• [DIRECTIONS]: Would you repeat the listing exactly but omit every picture?

• [DATA LINES]:
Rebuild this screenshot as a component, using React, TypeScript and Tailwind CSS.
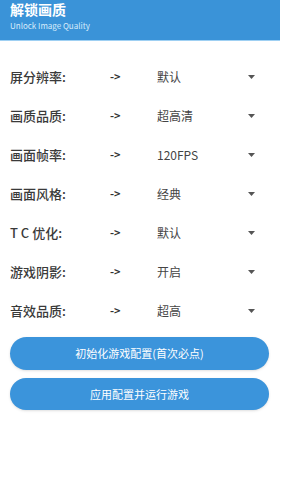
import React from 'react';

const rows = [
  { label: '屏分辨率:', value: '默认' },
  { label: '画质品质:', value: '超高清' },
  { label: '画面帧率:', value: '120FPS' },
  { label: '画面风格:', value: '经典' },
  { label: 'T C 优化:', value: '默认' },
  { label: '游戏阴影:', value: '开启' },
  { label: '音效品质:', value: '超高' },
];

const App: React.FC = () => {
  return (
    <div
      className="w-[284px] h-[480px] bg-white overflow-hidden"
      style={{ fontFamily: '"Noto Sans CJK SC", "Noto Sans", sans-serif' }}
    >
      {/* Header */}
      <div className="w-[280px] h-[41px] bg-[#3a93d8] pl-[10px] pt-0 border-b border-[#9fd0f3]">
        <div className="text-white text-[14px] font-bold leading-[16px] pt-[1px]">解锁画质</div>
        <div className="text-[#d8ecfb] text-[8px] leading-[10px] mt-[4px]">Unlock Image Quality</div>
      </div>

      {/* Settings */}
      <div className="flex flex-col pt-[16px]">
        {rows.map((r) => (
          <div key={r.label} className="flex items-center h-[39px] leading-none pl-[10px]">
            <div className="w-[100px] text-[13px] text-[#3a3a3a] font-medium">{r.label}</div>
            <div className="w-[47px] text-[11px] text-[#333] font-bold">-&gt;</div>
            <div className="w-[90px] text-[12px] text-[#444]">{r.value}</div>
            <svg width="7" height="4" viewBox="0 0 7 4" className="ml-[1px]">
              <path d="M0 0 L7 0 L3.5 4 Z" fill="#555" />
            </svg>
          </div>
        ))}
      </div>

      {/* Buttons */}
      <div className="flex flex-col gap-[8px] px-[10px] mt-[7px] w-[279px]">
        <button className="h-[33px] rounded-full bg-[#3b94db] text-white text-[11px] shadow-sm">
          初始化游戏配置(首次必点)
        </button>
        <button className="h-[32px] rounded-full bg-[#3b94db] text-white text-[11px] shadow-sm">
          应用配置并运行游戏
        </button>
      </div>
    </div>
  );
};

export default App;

• [RESULT OF THIS EXERCISE]:
Rebuild this screenshot as a component, using React, TypeScript and Tailwind CSS.
import React from 'react';

const rows = [
  { label: '屏分辨率:', value: '默认' },
  { label: '画质品质:', value: '超高清' },
  { label: '画面帧率:', value: '120FPS' },
  { label: '画面风格:', value: '经典' },
  { label: 'T C 优化:', value: '默认' },
  { label: '游戏阴影:', value: '开启' },
  { label: '音效品质:', value: '超高' },
];

const App: React.FC = () => {
  return (
    <div
      className="w-[284px] h-[480px] bg-white overflow-hidden"
      style={{ fontFamily: '"Noto Sans CJK SC", "Noto Sans", sans-serif' }}
    >
      {/* Header */}
      <div className="w-[280px] h-[41px] bg-[#3a93d8] pl-[10px] pt-0 border-b border-[#9fd0f3]">
        <div className="text-white text-[14px] font-bold leading-[16px] pt-[1px]">解锁画质</div>
        <div className="text-[#d8ecfb] text-[8px] leading-[10px] mt-[4px]">Unlock Image Quality</div>
      </div>

      {/* Settings */}
      <div className="flex flex-col pt-[16px]">
        {rows.map((r) => (
          <div key={r.label} className="flex items-center h-[39px] leading-none pl-[10px]">
            <div className="w-[100px] text-[13px] text-[#3a3a3a] font-medium">{r.label}</div>
            <div className="w-[47px] text-[11px] text-[#333] font-bold">-&gt;</div>
            <div className="w-[90px] text-[12px] text-[#444]">{r.value}</div>
            <svg width="7" height="4" viewBox="0 0 7 4" className="ml-[1px]">
              <path d="M0 0 L7 0 L3.5 4 Z" fill="#555" />
            </svg>
          </div>
        ))}
      </div>

      {/* Buttons */}
      <div className="flex flex-col gap-[8px] px-[10px] mt-[7px] w-[279px]">
        <button className="h-[33px] rounded-full bg-[#3b94db] text-white text-[11px] shadow-sm">
          初始化游戏配置(首次必点)
        </button>
        <button className="h-[32px] rounded-full bg-[#3b94db] text-white text-[11px] shadow-sm">
          应用配置并运行游戏
        </button>
      </div>
    </div>
  );
};

export default App;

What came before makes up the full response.